- [EXERCISE INSTRUCTIONS]
Write out the data below in full, unchanged, minus the images.

- [SOURCE DATA]
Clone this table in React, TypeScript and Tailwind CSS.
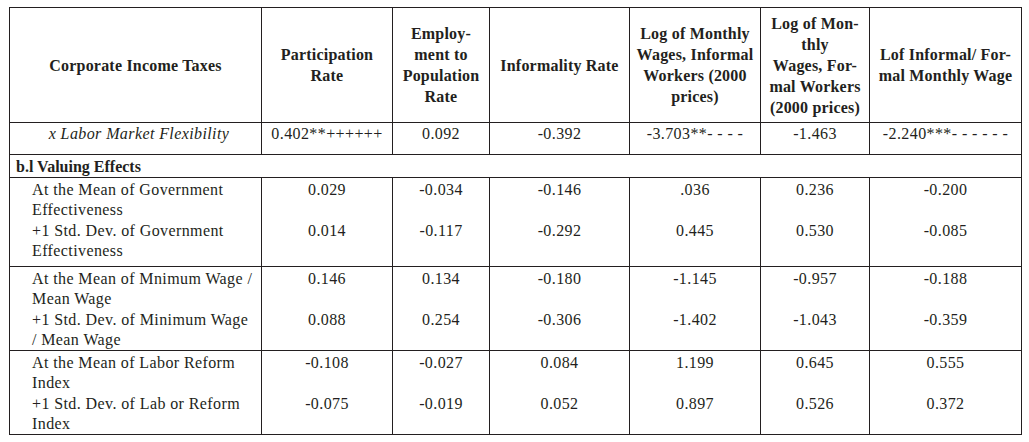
const cols = [252, 131, 97, 140, 131, 109, 152];

const groups = [
  {
    rows: [
      {
        label: ["At the Mean of Government", "Effectiveness"],
        values: ["0.029", "-0.034", "-0.146", ".036", "0.236", "-0.200"],
      },
      {
        label: ["+1 Std. Dev. of Government", "Effectiveness"],
        values: ["0.014", "-0.117", "-0.292", "0.445", "0.530", "-0.085"],
      },
    ],
    extra: true,
  },
  {
    rows: [
      {
        label: ["At the Mean of Mnimum Wage /", "Mean Wage"],
        values: ["0.146", "0.134", "-0.180", "-1.145", "-0.957", "-0.188"],
      },
      {
        label: ["+1 Std. Dev. of Minimum Wage", "/ Mean Wage"],
        values: ["0.088", "0.254", "-0.306", "-1.402", "-1.043", "-0.359"],
      },
    ],
    extra: false,
  },
  {
    rows: [
      {
        label: ["At the Mean of Labor Reform", "Index"],
        values: ["-0.108", "-0.027", "0.084", "1.199", "0.645", "0.555"],
      },
      {
        label: ["+1 Std. Dev. of Lab or Reform", "Index"],
        values: ["-0.075", "-0.019", "0.052", "0.897", "0.526", "0.372"],
      },
    ],
    extra: false,
  },
];

const headers = [
  ["Corporate Income Taxes"],
  ["Participation", "Rate"],
  ["Employ-", "ment to", "Population", "Rate"],
  ["Informality Rate"],
  ["Log of Monthly", "Wages, Informal", "Workers (2000", "prices)"],
  ["Log of Mon-", "thly", "Wages, For-", "mal Workers", "(2000 prices)"],
  ["Lof Informal/ For-", "mal Monthly Wage"],
];

const App = () => {
  return (
    <div className="bg-white w-[1029px] h-[442px] pl-[9px] pt-[7px] text-[#231f20] font-['Liberation_Serif','Times_New_Roman',serif]">
      <table className="border-collapse table-fixed w-[1012px] font-['Liberation_Serif','Times_New_Roman',serif]">
        <colgroup>
          {cols.map((w, i) => (
            <col key={i} style={{ width: w }} />
          ))}
        </colgroup>
        <tbody>
          {/* header */}
          <tr className="h-[115px]">
            {headers.map((lines, i) => (
              <th
                key={i}
                className="border border-[#231f20] text-center align-middle font-bold text-[16px] leading-[21px] tracking-[0.2px] px-1"
              >
                {lines.map((l, j) => (
                  <div key={j}>{l}</div>
                ))}
              </th>
            ))}
          </tr>

          {/* interaction row */}
          <tr className="h-[32px] text-[16px] leading-[20px] tracking-[0.4px]">
            <td className="border border-[#231f20] align-top pt-px text-center pl-[7px] italic">
              x Labor Market Flexibility
            </td>
            <td className="border border-[#231f20] align-top pt-px text-center">0.402**++++++</td>
            <td className="border border-[#231f20] align-top pt-px text-center">0.092</td>
            <td className="border border-[#231f20] align-top pt-px text-center">-0.392</td>
            <td className="border border-[#231f20] align-top pt-px text-center">-3.703**- - - -</td>
            <td className="border border-[#231f20] align-top pt-px text-center">-1.463</td>
            <td className="border border-[#231f20] align-top pt-px text-center">-2.240***- - - - - -</td>
          </tr>

          {/* section */}
          <tr className="h-[23px]">
            <td
              colSpan={7}
              className="border border-[#231f20] pl-[6px] pt-[2px] font-bold text-[16px] leading-[20px]"
            >
              b.l Valuing Effects
            </td>
          </tr>

          {groups.map((g, gi) =>
            g.rows.map((r, ri) => {
              const first = ri === 0;
              const pad = first ? "pt-[2px] pb-[1px]" : g.extra ? "pb-[5px]" : "";
              const edge = first ? "border-t border-t-[#231f20]" : "border-b border-b-[#231f20]";
              return (
                <tr key={`${gi}-${ri}`} className="text-[16px] leading-[20px] tracking-[0.4px]">
                  <td className={`border-x border-x-[#231f20] ${edge} align-top pl-[22px] ${pad}`}>
                    <div>{r.label[0]}</div>
                    <div>{r.label[1]}</div>
                  </td>
                  {r.values.map((v, vi) => (
                    <td
                      key={vi}
                      className={`border-x border-x-[#231f20] ${edge} align-top text-center ${pad}`}
                    >
                      {v}
                    </td>
                  ))}
                </tr>
              );
            })
          )}
        </tbody>
      </table>
    </div>
  );
};

export default App;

- [FULL RESPONSE]
Clone this table in React, TypeScript and Tailwind CSS.
const cols = [252, 131, 97, 140, 131, 109, 152];

const groups = [
  {
    rows: [
      {
        label: ["At the Mean of Government", "Effectiveness"],
        values: ["0.029", "-0.034", "-0.146", ".036", "0.236", "-0.200"],
      },
      {
        label: ["+1 Std. Dev. of Government", "Effectiveness"],
        values: ["0.014", "-0.117", "-0.292", "0.445", "0.530", "-0.085"],
      },
    ],
    extra: true,
  },
  {
    rows: [
      {
        label: ["At the Mean of Mnimum Wage /", "Mean Wage"],
        values: ["0.146", "0.134", "-0.180", "-1.145", "-0.957", "-0.188"],
      },
      {
        label: ["+1 Std. Dev. of Minimum Wage", "/ Mean Wage"],
        values: ["0.088", "0.254", "-0.306", "-1.402", "-1.043", "-0.359"],
      },
    ],
    extra: false,
  },
  {
    rows: [
      {
        label: ["At the Mean of Labor Reform", "Index"],
        values: ["-0.108", "-0.027", "0.084", "1.199", "0.645", "0.555"],
      },
      {
        label: ["+1 Std. Dev. of Lab or Reform", "Index"],
        values: ["-0.075", "-0.019", "0.052", "0.897", "0.526", "0.372"],
      },
    ],
    extra: false,
  },
];

const headers = [
  ["Corporate Income Taxes"],
  ["Participation", "Rate"],
  ["Employ-", "ment to", "Population", "Rate"],
  ["Informality Rate"],
  ["Log of Monthly", "Wages, Informal", "Workers (2000", "prices)"],
  ["Log of Mon-", "thly", "Wages, For-", "mal Workers", "(2000 prices)"],
  ["Lof Informal/ For-", "mal Monthly Wage"],
];

const App = () => {
  return (
    <div className="bg-white w-[1029px] h-[442px] pl-[9px] pt-[7px] text-[#231f20] font-['Liberation_Serif','Times_New_Roman',serif]">
      <table className="border-collapse table-fixed w-[1012px] font-['Liberation_Serif','Times_New_Roman',serif]">
        <colgroup>
          {cols.map((w, i) => (
            <col key={i} style={{ width: w }} />
          ))}
        </colgroup>
        <tbody>
          {/* header */}
          <tr className="h-[115px]">
            {headers.map((lines, i) => (
              <th
                key={i}
                className="border border-[#231f20] text-center align-middle font-bold text-[16px] leading-[21px] tracking-[0.2px] px-1"
              >
                {lines.map((l, j) => (
                  <div key={j}>{l}</div>
                ))}
              </th>
            ))}
          </tr>

          {/* interaction row */}
          <tr className="h-[32px] text-[16px] leading-[20px] tracking-[0.4px]">
            <td className="border border-[#231f20] align-top pt-px text-center pl-[7px] italic">
              x Labor Market Flexibility
            </td>
            <td className="border border-[#231f20] align-top pt-px text-center">0.402**++++++</td>
            <td className="border border-[#231f20] align-top pt-px text-center">0.092</td>
            <td className="border border-[#231f20] align-top pt-px text-center">-0.392</td>
            <td className="border border-[#231f20] align-top pt-px text-center">-3.703**- - - -</td>
            <td className="border border-[#231f20] align-top pt-px text-center">-1.463</td>
            <td className="border border-[#231f20] align-top pt-px text-center">-2.240***- - - - - -</td>
          </tr>

          {/* section */}
          <tr className="h-[23px]">
            <td
              colSpan={7}
              className="border border-[#231f20] pl-[6px] pt-[2px] font-bold text-[16px] leading-[20px]"
            >
              b.l Valuing Effects
            </td>
          </tr>

          {groups.map((g, gi) =>
            g.rows.map((r, ri) => {
              const first = ri === 0;
              const pad = first ? "pt-[2px] pb-[1px]" : g.extra ? "pb-[5px]" : "";
              const edge = first ? "border-t border-t-[#231f20]" : "border-b border-b-[#231f20]";
              return (
                <tr key={`${gi}-${ri}`} className="text-[16px] leading-[20px] tracking-[0.4px]">
                  <td className={`border-x border-x-[#231f20] ${edge} align-top pl-[22px] ${pad}`}>
                    <div>{r.label[0]}</div>
                    <div>{r.label[1]}</div>
                  </td>
                  {r.values.map((v, vi) => (
                    <td
                      key={vi}
                      className={`border-x border-x-[#231f20] ${edge} align-top text-center ${pad}`}
                    >
                      {v}
                    </td>
                  ))}
                </tr>
              );
            })
          )}
        </tbody>
      </table>
    </div>
  );
};

export default App;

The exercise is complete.